Malawi drug shortage still high: Now at 80 percent

Barely two months after government told the nation that drugs availability was normalizing in the country’s hospitals it has actually been revealed that only 15 percent of drugs have so far been procured.

Minister of Health, Catherine Gotani Hara, told reporters in May the drug shortage was normalizing following the delivery of 80 percent of medicine and other pharmaceuticals procured by the Central Medical Stores Trust (CMST).

“We have had a lot of supplies through well-wishers after President Joyce Banda sent SOS [save our souls] to the world.
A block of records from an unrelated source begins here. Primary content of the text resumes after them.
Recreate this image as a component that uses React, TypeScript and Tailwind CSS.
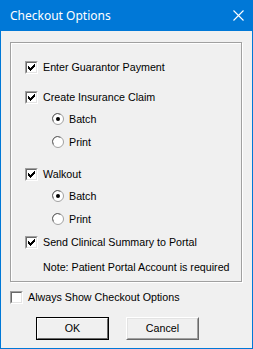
import React from 'react';

function CheckBox({ checked }: { checked?: boolean }) {
  return (
    <div className="w-[13px] h-[13px] shrink-0 border-t border-l border-[#a0a0a0] border-b-white border-r-white border-b border-r">
      <div className="w-full h-full border-t border-l border-[#696969] border-b-[#e3e3e3] border-r-[#e3e3e3] border-b border-r bg-white flex items-center justify-center">
        {checked && (
          <svg width="7" height="7" viewBox="0 0 7 7" className="block">
            <path d="M0 2h1v1h1v1h1V3h1V2h1V1h1V0h1v3H6v1H5v1H4v1H3v1H2V6H1V5H0z" fill="#000" />
          </svg>
        )}
      </div>
    </div>
  );
}

function Radio({ checked }: { checked?: boolean }) {
  return (
    <svg width="12" height="12" viewBox="0 0 12 12" className="shrink-0 block">
      <circle cx="6" cy="6" r="5.5" fill="#fff" stroke="#a0a0a0" />
      <path d="M1.5 8.5A5 5 0 0 1 8.5 1.5" fill="none" stroke="#696969" />
      {checked && <circle cx="6" cy="6" r="2" fill="#000" />}
    </svg>
  );
}

function CheckRow({ label, checked, className }: { label: string; checked?: boolean; className?: string }) {
  return (
    <div className={`flex items-center h-[16px] pl-[14px] ${className ?? ''}`}>
      <CheckBox checked={checked} />
      <span className="ml-[5px]">{label}</span>
    </div>
  );
}

function RadioRow({ label, checked, className }: { label: string; checked?: boolean; className?: string }) {
  return (
    <div className={`flex items-center h-[16px] pl-[41px] ${className ?? ''}`}>
      <Radio checked={checked} />
      <span className="ml-[5px]">{label}</span>
    </div>
  );
}

export default function App() {
  return (
    <div
      className="w-[253px] h-[349px] bg-[#f0f0f0] border-x border-b border-[#0078d7] flex flex-col text-[10.7px] text-black leading-none"
      style={{ fontFamily: '"Liberation Sans", Arial, sans-serif' }}
    >
      {/* Title bar */}
      <div className="h-[31px] -mx-px bg-[#0078d7] flex items-center justify-between pl-[10px] pr-[9px] shrink-0">
        <span className="text-white text-[12px]" style={{ fontFamily: '"Noto Sans", "Open Sans", sans-serif' }}>
          Checkout Options
        </span>
        <svg width="11" height="11" viewBox="0 0 11 11" className="block">
          <path d="M0.5 0.5l10 10M10.5 0.5l-10 10" stroke="#fff" strokeWidth="1.1" />
        </svg>
      </div>

      <div className="flex flex-col px-[9px] pt-[11px]">
        {/* Group box */}
        <div className="h-[240px] w-[232px] border border-[#a0a0a0] shadow-[inset_1px_1px_0_#fff,1px_1px_0_#fff] flex flex-col pt-[16px]">
          <CheckRow label="Enter Guarantor Payment" checked />
          <CheckRow label="Create Insurance Claim" checked className="mt-[14px]" />
          <RadioRow label="Batch" checked className="mt-[6px]" />
          <RadioRow label="Print" className="mt-[7px]" />
          <CheckRow label="Walkout" checked className="mt-[16px]" />
          <RadioRow label="Batch" checked className="mt-[6px]" />
          <RadioRow label="Print" className="mt-[7px]" />
          <CheckRow label="Send Clinical Summary to Portal" checked className="mt-[7px]" />
          <div className="flex items-center h-[16px] pl-[32px] mt-[9px]">Note: Patient Portal Account is required</div>
        </div>

        <div className="flex items-center h-[16px] mt-[7px]">
          <CheckBox />
          <span className="ml-[5px]">Always Show Checkout Options</span>
        </div>

        {/* Buttons */}
        <div className="flex pl-[26px] gap-[17px] mt-[12px]">
          <button className="w-[73px] h-[23px] border border-black bg-[#f0f0f0] p-0">
            <div className="w-full h-full border-t border-l border-white border-b border-r border-b-[#696969] border-r-[#696969] flex items-center justify-center">
              OK
            </div>
          </button>
          <button className="w-[73px] h-[23px] border-t border-l border-white border-b border-r border-b-[#696969] border-r-[#696969] bg-[#f0f0f0] p-0">
            <div className="w-full h-full border-t border-l border-[#e3e3e3] border-b border-r border-b-[#a0a0a0] border-r-[#a0a0a0] flex items-center justify-center">
              Cancel
            </div>
          </button>
        </div>
      </div>
    </div>
  );
}
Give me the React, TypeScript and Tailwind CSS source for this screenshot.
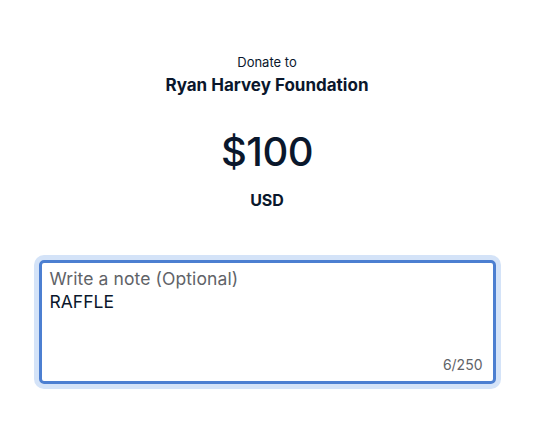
import React from "react";

export default function App() {
  return (
    <div
      className="w-[534px] h-[444px] bg-white flex flex-col items-center text-[#0a172c]"
      style={{ fontFamily: "Inter, 'Noto Sans', sans-serif" }}
    >
      <div className="mt-[54px] text-[13px] leading-[16px]">Donate to</div>
      <div className="mt-[4px] text-[17px] leading-[22px] font-bold">Ryan Harvey Foundation</div>
      <div className="mt-[32px] text-[40px] leading-[48px] font-medium tracking-[-0.5px]">$100</div>
      <div className="mt-[14px] text-[16px] leading-[20px] font-bold">USD</div>
      <div className="mt-[50px] w-[457px] h-[124px] rounded-[5px] border-[3px] border-[#4c7fd1] ring-[5px] ring-[#d4e3f8] flex flex-col pl-[8px] pr-[7px] pt-[5px] pb-[8px]">
        <div className="text-[17.5px] leading-[22px] text-[#5f6368] tracking-[0.1px]">Write a note (Optional)</div>
        <div className="mt-[1px] text-[17.5px] leading-[22px] text-[#0a172c]">RAFFLE</div>
        <div className="mt-auto self-end text-[14px] leading-[17px] text-[#5f6368] mr-[3px]">6/250</div>
      </div>
    </div>
  );
}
The president went to the United Kingdom where she managed to get 16 million pounds worth of drugs,” the minister said then.

However, latest information from the Central Medical Stores Trust, a department that procures and supplies medical drugs in the country, indicates that the body has only managed to procure 15 percent of the essential drugs.

This comes six months after CMST revealed Malawi was running dangerously low on essential drug supplies with a 95 percent stock-out.

A ward in the Presbyterian Church-sponsored Ekwendeni Hospital in northern Malawi.
A ward in the Presbyterian Church-sponsored Ekwendeni Hospital in northern Malawi.

Following the drug stock-out, health service delivery in public hospitals almost came to a standstill with reports indicating that the country recorded scores of preventable deaths in various hospitals due to the low stock-levels.

But CMST acting Executive Director, Fred Mzoma, has revealed that during the last five months his body has only managed to reduce the drug shortage from 95 percent to 80 percent.

“We had earlier reported that stock-outs were at 95 percent but now it has moved to 80 percent,” said Mzoma adding that the situation may improve further in the next two months when more drugs will start arriving in the country.

On why the drugs were taking long to arrive in the country, Mzoma blamed the development on logistical hiccups such as shipment.

The acting CMST head cited the Mozambique route which they use as one of the reasons contributing to late arrival of the drugs saying recent experience has shown that any cargo passing through that country takes long to arrive in Malawi.

After the SOS, development partners such as DFID, came in and joined hands with government and CMST to ensure that the drug stock-out is reduced.

Affected by the serious essential drug shortage, doctors at Kamuzu Central Hospital (KCH) in Lilongwe raised an alarm by sending an open letter to President Joyce Banda asking her to intervene by stopping public hospitals from becoming what they called a ‘waiting rooms for death.’

At KCH and other Malawi’s major referral hospital, patients were being turned back and asked to get treatment at private health facilities.